§ **Extracted entries**:
▽
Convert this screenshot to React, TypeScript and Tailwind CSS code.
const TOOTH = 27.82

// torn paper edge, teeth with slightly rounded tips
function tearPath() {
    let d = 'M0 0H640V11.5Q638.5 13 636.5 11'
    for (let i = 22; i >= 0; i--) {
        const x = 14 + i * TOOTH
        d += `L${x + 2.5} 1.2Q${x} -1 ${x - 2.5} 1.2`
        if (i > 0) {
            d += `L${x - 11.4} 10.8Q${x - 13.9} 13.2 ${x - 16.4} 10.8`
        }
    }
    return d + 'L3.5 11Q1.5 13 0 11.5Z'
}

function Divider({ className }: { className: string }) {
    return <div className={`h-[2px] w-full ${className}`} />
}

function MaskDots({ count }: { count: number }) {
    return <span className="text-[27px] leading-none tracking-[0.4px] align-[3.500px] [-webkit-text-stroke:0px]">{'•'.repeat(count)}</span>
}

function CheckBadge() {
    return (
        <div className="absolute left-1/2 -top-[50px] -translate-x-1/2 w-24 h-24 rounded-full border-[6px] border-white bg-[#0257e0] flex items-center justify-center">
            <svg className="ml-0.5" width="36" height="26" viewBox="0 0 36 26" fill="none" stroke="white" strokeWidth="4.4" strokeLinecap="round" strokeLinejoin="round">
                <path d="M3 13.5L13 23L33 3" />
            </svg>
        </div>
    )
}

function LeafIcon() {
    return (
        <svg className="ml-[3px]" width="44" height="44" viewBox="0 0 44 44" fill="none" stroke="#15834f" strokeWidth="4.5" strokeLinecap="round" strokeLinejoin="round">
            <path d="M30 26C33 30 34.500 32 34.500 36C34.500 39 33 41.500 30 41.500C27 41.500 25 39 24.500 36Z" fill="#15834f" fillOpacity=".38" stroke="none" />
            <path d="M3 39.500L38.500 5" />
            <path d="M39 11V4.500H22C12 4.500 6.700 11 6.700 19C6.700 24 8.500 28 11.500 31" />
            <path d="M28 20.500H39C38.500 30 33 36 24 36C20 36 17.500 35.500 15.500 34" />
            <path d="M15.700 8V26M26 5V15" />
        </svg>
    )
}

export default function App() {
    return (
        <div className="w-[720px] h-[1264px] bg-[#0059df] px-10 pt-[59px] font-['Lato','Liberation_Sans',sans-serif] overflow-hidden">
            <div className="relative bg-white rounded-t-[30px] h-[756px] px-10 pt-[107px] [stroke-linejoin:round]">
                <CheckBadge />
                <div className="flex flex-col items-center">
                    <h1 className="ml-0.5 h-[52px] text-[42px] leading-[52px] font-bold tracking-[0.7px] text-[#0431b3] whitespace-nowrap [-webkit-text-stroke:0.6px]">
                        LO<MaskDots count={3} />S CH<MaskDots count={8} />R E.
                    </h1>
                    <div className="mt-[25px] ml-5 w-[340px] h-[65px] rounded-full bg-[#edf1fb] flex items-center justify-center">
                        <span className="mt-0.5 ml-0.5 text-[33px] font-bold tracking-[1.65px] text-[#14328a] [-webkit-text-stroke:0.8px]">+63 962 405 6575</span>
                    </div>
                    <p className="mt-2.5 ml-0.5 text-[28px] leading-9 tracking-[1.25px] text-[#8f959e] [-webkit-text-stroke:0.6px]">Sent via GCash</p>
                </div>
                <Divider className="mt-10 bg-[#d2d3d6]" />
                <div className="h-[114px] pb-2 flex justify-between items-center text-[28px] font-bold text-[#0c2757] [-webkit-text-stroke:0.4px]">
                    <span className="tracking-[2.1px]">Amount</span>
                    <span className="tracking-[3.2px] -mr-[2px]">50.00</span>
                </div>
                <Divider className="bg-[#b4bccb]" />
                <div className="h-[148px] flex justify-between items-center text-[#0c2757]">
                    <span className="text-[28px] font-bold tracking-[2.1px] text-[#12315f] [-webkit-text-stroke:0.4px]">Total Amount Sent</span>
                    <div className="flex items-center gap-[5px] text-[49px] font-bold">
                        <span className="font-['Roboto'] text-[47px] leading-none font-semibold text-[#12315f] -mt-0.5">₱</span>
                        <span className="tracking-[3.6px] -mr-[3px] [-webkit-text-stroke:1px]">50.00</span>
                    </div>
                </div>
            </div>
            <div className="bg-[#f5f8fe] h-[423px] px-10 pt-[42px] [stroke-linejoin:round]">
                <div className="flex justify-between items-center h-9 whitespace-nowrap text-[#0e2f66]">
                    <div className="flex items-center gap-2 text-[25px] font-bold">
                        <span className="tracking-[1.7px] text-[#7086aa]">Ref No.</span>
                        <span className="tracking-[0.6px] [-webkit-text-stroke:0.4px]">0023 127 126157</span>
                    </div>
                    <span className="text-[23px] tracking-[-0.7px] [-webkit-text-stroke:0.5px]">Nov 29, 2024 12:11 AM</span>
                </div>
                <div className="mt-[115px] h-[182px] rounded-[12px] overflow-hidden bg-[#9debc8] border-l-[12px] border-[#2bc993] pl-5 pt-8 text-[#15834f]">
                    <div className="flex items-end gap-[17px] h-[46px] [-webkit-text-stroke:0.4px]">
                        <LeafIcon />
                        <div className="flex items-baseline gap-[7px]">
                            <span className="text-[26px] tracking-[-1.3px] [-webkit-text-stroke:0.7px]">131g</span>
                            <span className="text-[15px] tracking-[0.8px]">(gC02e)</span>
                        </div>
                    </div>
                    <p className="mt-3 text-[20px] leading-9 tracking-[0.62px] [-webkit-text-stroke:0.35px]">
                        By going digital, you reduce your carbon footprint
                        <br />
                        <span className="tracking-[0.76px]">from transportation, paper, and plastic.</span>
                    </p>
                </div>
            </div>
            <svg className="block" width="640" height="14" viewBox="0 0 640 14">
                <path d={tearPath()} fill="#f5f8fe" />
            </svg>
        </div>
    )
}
△
▽
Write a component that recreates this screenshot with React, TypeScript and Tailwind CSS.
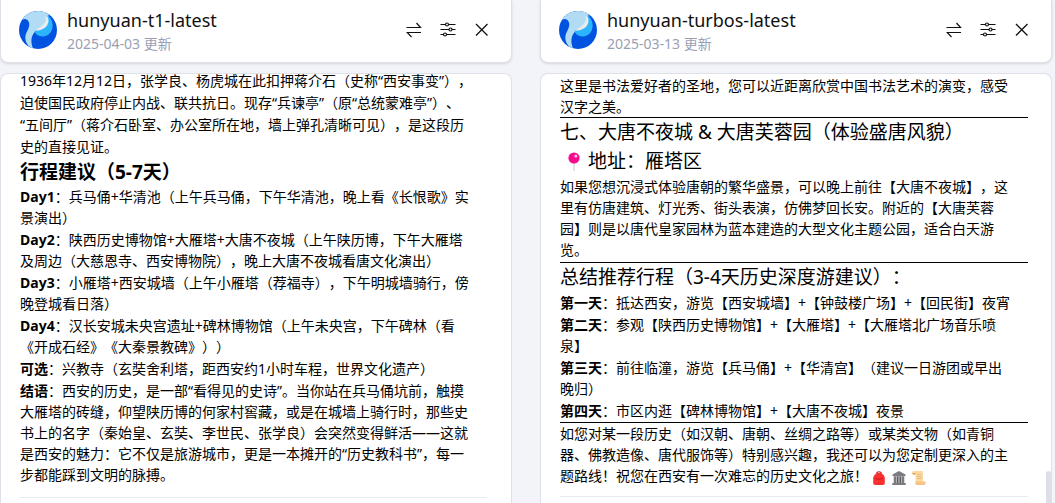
△
§ **Aim**:
Which lines hold the word "Tailwind"? Copy every one of them.

§ **Result for this exercise**:
Convert this screenshot to React, TypeScript and Tailwind CSS code.
Write a component that recreates this screenshot with React, TypeScript and Tailwind CSS.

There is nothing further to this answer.